:: EXCERPTED RECORDS
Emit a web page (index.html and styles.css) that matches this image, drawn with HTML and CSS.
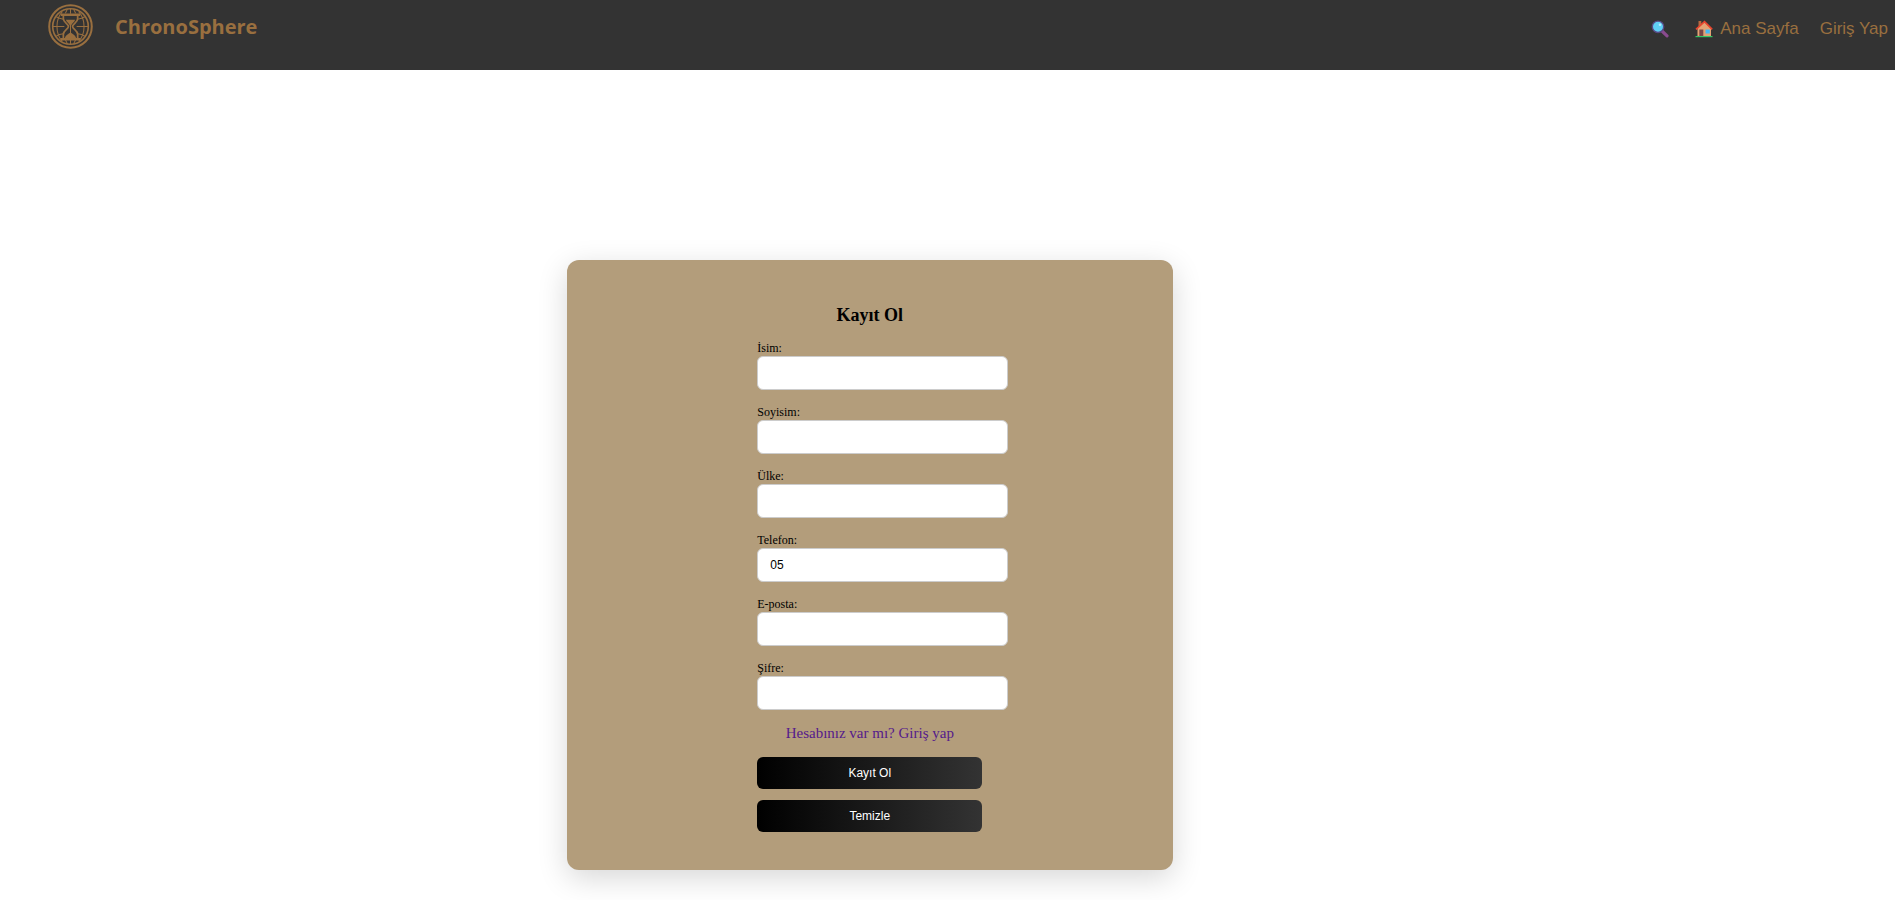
FILE: index.html
```html
<!DOCTYPE html>
<html lang="tr">
<head>
<meta charset="utf-8">
<meta name="viewport" content="width=device-width, initial-scale=1">
<title>ChronoSphere - Kayıt Ol</title>
<link rel="stylesheet" href="styles.css">
</head>
<body>
<header class="navbar">
  <a class="brand" href="#">
    <svg class="brand-logo" viewBox="0 0 44 44" fill="none" stroke="currentColor" aria-hidden="true">
      <circle cx="22" cy="22" r="20.800" stroke-width="2"/>
      <circle cx="22" cy="22" r="17.400" stroke-width="1.600"/>
      <path d="M4.500 22H16M28 22h11.500M8 12.500q3 1.800 7 2.300M36 12.500q-3 1.800-7 2.300M8 31.500q3-1.800 7-2.300M36 31.500q-3-1.800-7-2.300M14 7.500C7 15 7 29 14 36.500M30 7.500c7 7.500 7 21.500 0 29M22 4.500v5M22 35v4.500M17 9l2-4M27 9l-2-4M17 35l2 4M27 35l-2 4"/>
      <path d="M12.500 10.500h19M12.500 34.500h19" stroke-width="2.400"/>
      <path d="M15 11v3.500c0 3.500 5 5 5 7.500s-5 4-5 7.500V34M29 11v3.500c0 3.500-5 5-5 7.500s5 4 5 7.500V34" stroke-width="1.700"/>
      <path d="M17.500 15.500h9c-.5 2.500-3.500 3.500-4 6h-1c-.5-2.500-3.500-3.500-4-6zM16.500 33.500c.5-3.500 3.500-4 5.500-6 2 2 5 2.500 5.500 6z" fill="currentColor" stroke="none"/>
      <path d="M22 20v9"/>
    </svg>
    <span class="brand-name">ChronoSphere</span>
  </a>
  <nav class="nav-links">
    <a class="nav-link" href="#" aria-label="Ara">
      <svg class="nav-icon" viewBox="0 0 18 18" aria-hidden="true">
        <path d="M11 11l5 4.800" stroke="#8a4b8f" stroke-width="3.200" stroke-linecap="round"/>
        <circle cx="7" cy="6.800" r="5.700" fill="#5fd0f5" stroke="#594a86" stroke-width="1.400"/>
        <circle cx="9" cy="4.800" r="1.300" fill="#b5ecff"/>
      </svg>
    </a>
    <a class="nav-link" href="#">
      <svg class="nav-icon" viewBox="0 0 18 18" aria-hidden="true">
        <path d="M3.500 1h2.800v5H3.500z" fill="#b9683f"/>
        <path d="M2.500 8L9.500 2l6.500 6v8H2.500z" fill="#e3a374"/>
        <path d="M1 9.300L9.500 1.700l7.700 7.600" fill="none" stroke="#e8452f" stroke-width="1.700"/>
        <path d="M4.300 9.500h4v6.500h-4z" fill="#7a4545"/>
        <path d="M10.500 9.500h4.300v4h-4.300z" fill="#45b8f5"/>
        <path d="M.5 16h17v1.200H.5z" fill="#35c465"/>
      </svg>
      <span>Ana Sayfa</span>
    </a>
    <a class="nav-link" href="#">Giriş Yap</a>
  </nav>
</header>
<main>
  <section class="card">
    <form class="signup">
      <h1 class="title">Kayıt Ol</h1>
      <div class="field"><label for="isim">İsim:</label><input id="isim" type="text"></div>
      <div class="field"><label for="soyisim">Soyisim:</label><input id="soyisim" type="text"></div>
      <div class="field"><label for="ulke">Ülke:</label><input id="ulke" type="text"></div>
      <div class="field"><label for="telefon">Telefon:</label><input id="telefon" type="tel" value="05"></div>
      <div class="field"><label for="eposta">E-posta:</label><input id="eposta" type="email"></div>
      <div class="field"><label for="sifre">Şifre:</label><input id="sifre" type="password"></div>
      <a class="login-link" href="#">Hesabınız var mı? Giriş yap</a>
      <div class="actions">
        <button class="btn" type="submit">Kayıt Ol</button>
        <button class="btn" type="reset">Temizle</button>
      </div>
    </form>
  </section>
</main>
</body>
</html>
```
FILE: styles.css
```css
* { box-sizing: border-box; }

body {
  margin: 0;
  background: #fff;
  color: #000;
  font-family: "Liberation Serif", serif;
}

.navbar {
  display: flex;
  justify-content: space-between;
  align-items: flex-start;
  min-height: 70px;
  padding: 4px 7px 0 48px;
  background: #333;
}

.brand {
  display: flex;
  align-items: center;
  gap: 22px;
  color: #996f3f;
  text-decoration: none;
}

.brand-logo { width: 45px; height: 45px; }

.brand-name {
  font: bold 20px/28px "Open Sans", "Noto Sans", sans-serif;
}

.nav-links {
  display: flex;
  gap: 21px;
  padding-top: 15px;
}

.nav-link {
  display: flex;
  align-items: center;
  gap: 7px;
  color: #996f3f;
  font: 17px/20px "Liberation Sans", sans-serif;
  text-decoration: none;
}

.nav-link:first-child { margin-right: 5px; }

.nav-icon { width: 18px; height: 18px; }

.card {
  width: 32%;
  margin: 190px 0 30px 29.9%;
  padding: 44px 20px 38px;
  border-radius: 12px;
  background: #b39d7b;
  box-shadow: 0 8px 30px rgba(0, 0, 0, 0.16);
}

.signup {
  display: flex;
  flex-direction: column;
  gap: 15px;
  width: 225px;
  margin: 0 auto;
}

.title {
  margin: 0;
  font-size: 18px;
  line-height: 22px;
  text-align: center;
}

.field {
  display: flex;
  flex-direction: column;
  gap: 1px;
  width: 251px;
  font-size: 12px;
  line-height: 14px;
}

.field input {
  height: 34px;
  padding: 0 12px;
  border: 1px solid #ccc;
  border-radius: 6px;
  background: #fff;
  font: 12px "Liberation Sans", sans-serif;
}

.login-link {
  align-self: center;
  color: #551a8b;
  font-size: 15px;
  line-height: 17px;
  text-decoration: none;
  white-space: nowrap;
}

.actions {
  display: flex;
  flex-direction: column;
  gap: 11px;
}

.btn {
  height: 32px;
  border: 0;
  border-radius: 6px;
  background: linear-gradient(to right, #000, #333);
  color: #fff;
  font: 12px "Liberation Sans", sans-serif;
}
```
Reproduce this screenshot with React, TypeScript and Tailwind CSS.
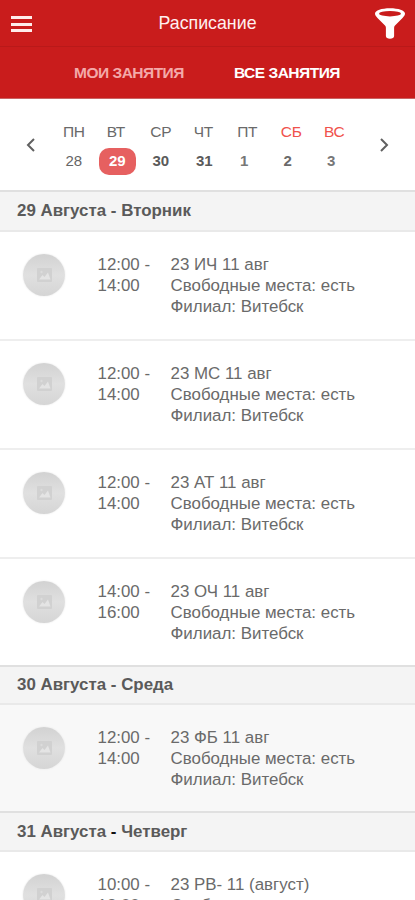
::::
• GIVEN REQUEST
In the entries above, find each line with the word "this" and copy it.

• RIGHT ANSWER
Emit a web page (index.html and styles.css) that matches this image, drawn with HTML and CSS.
Reproduce this screenshot with React, TypeScript and Tailwind CSS.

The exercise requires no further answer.